** START **

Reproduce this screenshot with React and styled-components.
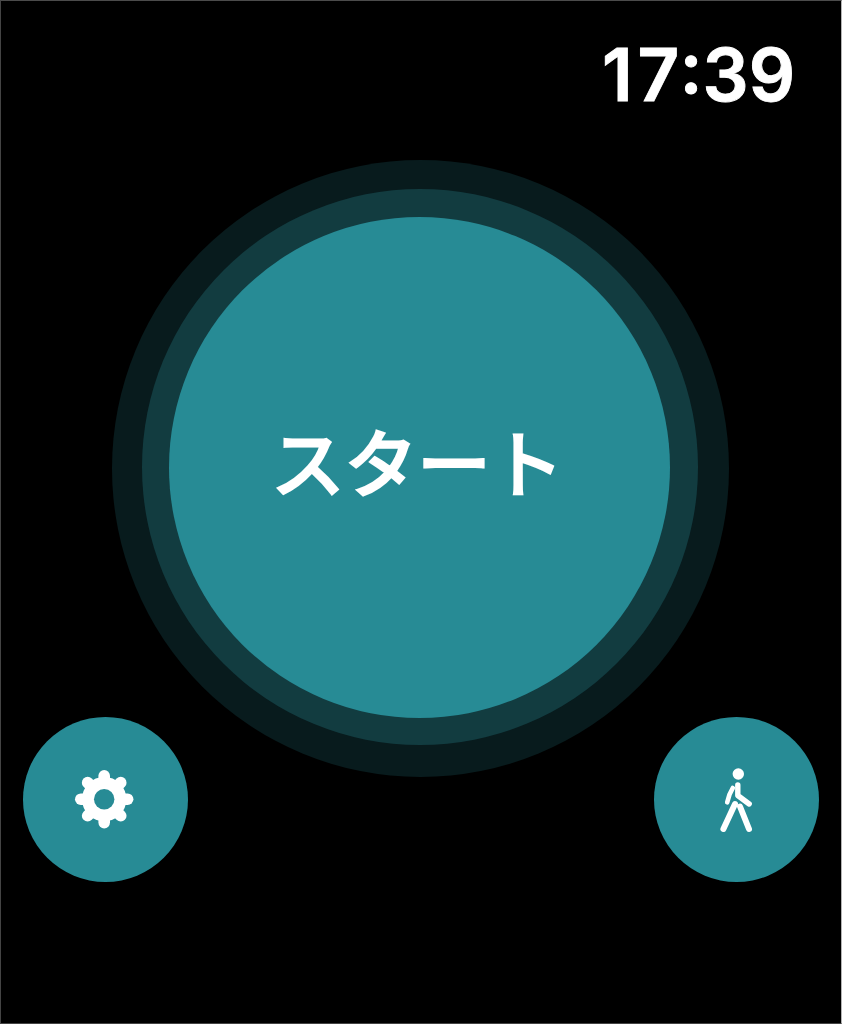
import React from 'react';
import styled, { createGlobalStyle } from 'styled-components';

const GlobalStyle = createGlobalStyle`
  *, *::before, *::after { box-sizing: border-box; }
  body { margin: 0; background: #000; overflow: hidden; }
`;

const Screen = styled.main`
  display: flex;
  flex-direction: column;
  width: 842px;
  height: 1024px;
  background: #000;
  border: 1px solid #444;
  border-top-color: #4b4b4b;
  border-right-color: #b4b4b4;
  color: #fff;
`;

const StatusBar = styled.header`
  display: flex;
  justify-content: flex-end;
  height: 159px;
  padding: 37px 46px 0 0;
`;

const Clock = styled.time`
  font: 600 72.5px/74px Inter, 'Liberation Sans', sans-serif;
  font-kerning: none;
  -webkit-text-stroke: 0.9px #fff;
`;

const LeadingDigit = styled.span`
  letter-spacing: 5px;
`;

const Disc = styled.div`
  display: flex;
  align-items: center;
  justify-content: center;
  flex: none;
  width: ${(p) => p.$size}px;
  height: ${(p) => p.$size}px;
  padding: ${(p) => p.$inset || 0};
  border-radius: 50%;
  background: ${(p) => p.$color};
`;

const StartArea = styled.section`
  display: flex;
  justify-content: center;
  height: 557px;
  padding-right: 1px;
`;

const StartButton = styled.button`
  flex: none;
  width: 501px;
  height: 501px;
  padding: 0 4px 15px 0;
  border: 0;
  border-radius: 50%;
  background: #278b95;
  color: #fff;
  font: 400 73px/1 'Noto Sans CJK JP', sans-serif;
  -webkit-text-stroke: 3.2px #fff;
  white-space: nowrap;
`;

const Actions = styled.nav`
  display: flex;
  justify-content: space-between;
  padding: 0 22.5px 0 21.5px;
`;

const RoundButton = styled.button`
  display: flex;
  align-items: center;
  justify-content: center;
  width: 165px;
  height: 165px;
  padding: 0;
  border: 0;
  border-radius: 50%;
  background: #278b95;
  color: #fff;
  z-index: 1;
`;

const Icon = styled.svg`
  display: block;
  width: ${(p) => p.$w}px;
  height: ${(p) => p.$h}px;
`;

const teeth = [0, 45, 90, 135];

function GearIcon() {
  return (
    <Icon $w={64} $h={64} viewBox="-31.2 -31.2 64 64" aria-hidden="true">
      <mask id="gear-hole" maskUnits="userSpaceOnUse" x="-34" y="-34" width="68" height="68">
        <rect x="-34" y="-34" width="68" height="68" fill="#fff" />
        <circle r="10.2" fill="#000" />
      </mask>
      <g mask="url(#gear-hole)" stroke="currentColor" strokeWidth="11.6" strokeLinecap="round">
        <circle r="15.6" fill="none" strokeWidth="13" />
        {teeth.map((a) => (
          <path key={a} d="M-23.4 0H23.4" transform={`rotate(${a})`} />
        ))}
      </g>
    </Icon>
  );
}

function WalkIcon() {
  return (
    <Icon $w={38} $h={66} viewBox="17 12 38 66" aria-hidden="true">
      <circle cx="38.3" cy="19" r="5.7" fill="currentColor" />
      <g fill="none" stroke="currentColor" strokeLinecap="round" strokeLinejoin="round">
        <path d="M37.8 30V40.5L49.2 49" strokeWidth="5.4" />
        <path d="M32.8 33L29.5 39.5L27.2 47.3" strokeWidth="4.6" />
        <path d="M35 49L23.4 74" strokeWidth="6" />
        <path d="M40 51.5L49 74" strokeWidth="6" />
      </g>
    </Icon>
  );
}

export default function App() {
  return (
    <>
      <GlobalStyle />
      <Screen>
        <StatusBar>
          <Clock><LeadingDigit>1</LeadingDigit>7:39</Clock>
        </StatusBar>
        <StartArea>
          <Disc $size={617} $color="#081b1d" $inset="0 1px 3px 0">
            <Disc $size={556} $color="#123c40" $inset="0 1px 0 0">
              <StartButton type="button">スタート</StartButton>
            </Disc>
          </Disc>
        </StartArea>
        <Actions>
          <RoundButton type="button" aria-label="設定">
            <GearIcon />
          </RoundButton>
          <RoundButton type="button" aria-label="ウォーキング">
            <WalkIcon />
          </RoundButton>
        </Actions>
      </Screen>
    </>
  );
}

** END **

Problem to work on: Write out the material above again, word for word, minus its pictures.

Solved exercise:
Reproduce this screenshot with React and styled-components.
import React from 'react';
import styled, { createGlobalStyle } from 'styled-components';

const GlobalStyle = createGlobalStyle`
  *, *::before, *::after { box-sizing: border-box; }
  body { margin: 0; background: #000; overflow: hidden; }
`;

const Screen = styled.main`
  display: flex;
  flex-direction: column;
  width: 842px;
  height: 1024px;
  background: #000;
  border: 1px solid #444;
  border-top-color: #4b4b4b;
  border-right-color: #b4b4b4;
  color: #fff;
`;

const StatusBar = styled.header`
  display: flex;
  justify-content: flex-end;
  height: 159px;
  padding: 37px 46px 0 0;
`;

const Clock = styled.time`
  font: 600 72.5px/74px Inter, 'Liberation Sans', sans-serif;
  font-kerning: none;
  -webkit-text-stroke: 0.9px #fff;
`;

const LeadingDigit = styled.span`
  letter-spacing: 5px;
`;

const Disc = styled.div`
  display: flex;
  align-items: center;
  justify-content: center;
  flex: none;
  width: ${(p) => p.$size}px;
  height: ${(p) => p.$size}px;
  padding: ${(p) => p.$inset || 0};
  border-radius: 50%;
  background: ${(p) => p.$color};
`;

const StartArea = styled.section`
  display: flex;
  justify-content: center;
  height: 557px;
  padding-right: 1px;
`;

const StartButton = styled.button`
  flex: none;
  width: 501px;
  height: 501px;
  padding: 0 4px 15px 0;
  border: 0;
  border-radius: 50%;
  background: #278b95;
  color: #fff;
  font: 400 73px/1 'Noto Sans CJK JP', sans-serif;
  -webkit-text-stroke: 3.2px #fff;
  white-space: nowrap;
`;

const Actions = styled.nav`
  display: flex;
  justify-content: space-between;
  padding: 0 22.5px 0 21.5px;
`;

const RoundButton = styled.button`
  display: flex;
  align-items: center;
  justify-content: center;
  width: 165px;
  height: 165px;
  padding: 0;
  border: 0;
  border-radius: 50%;
  background: #278b95;
  color: #fff;
  z-index: 1;
`;

const Icon = styled.svg`
  display: block;
  width: ${(p) => p.$w}px;
  height: ${(p) => p.$h}px;
`;

const teeth = [0, 45, 90, 135];

function GearIcon() {
  return (
    <Icon $w={64} $h={64} viewBox="-31.2 -31.2 64 64" aria-hidden="true">
      <mask id="gear-hole" maskUnits="userSpaceOnUse" x="-34" y="-34" width="68" height="68">
        <rect x="-34" y="-34" width="68" height="68" fill="#fff" />
        <circle r="10.2" fill="#000" />
      </mask>
      <g mask="url(#gear-hole)" stroke="currentColor" strokeWidth="11.6" strokeLinecap="round">
        <circle r="15.6" fill="none" strokeWidth="13" />
        {teeth.map((a) => (
          <path key={a} d="M-23.4 0H23.4" transform={`rotate(${a})`} />
        ))}
      </g>
    </Icon>
  );
}

function WalkIcon() {
  return (
    <Icon $w={38} $h={66} viewBox="17 12 38 66" aria-hidden="true">
      <circle cx="38.3" cy="19" r="5.7" fill="currentColor" />
      <g fill="none" stroke="currentColor" strokeLinecap="round" strokeLinejoin="round">
        <path d="M37.8 30V40.5L49.2 49" strokeWidth="5.4" />
        <path d="M32.8 33L29.5 39.5L27.2 47.3" strokeWidth="4.6" />
        <path d="M35 49L23.4 74" strokeWidth="6" />
        <path d="M40 51.5L49 74" strokeWidth="6" />
      </g>
    </Icon>
  );
}

export default function App() {
  return (
    <>
      <GlobalStyle />
      <Screen>
        <StatusBar>
          <Clock><LeadingDigit>1</LeadingDigit>7:39</Clock>
        </StatusBar>
        <StartArea>
          <Disc $size={617} $color="#081b1d" $inset="0 1px 3px 0">
            <Disc $size={556} $color="#123c40" $inset="0 1px 0 0">
              <StartButton type="button">スタート</StartButton>
            </Disc>
          </Disc>
        </StartArea>
        <Actions>
          <RoundButton type="button" aria-label="設定">
            <GearIcon />
          </RoundButton>
          <RoundButton type="button" aria-label="ウォーキング">
            <WalkIcon />
          </RoundButton>
        </Actions>
      </Screen>
    </>
  );
}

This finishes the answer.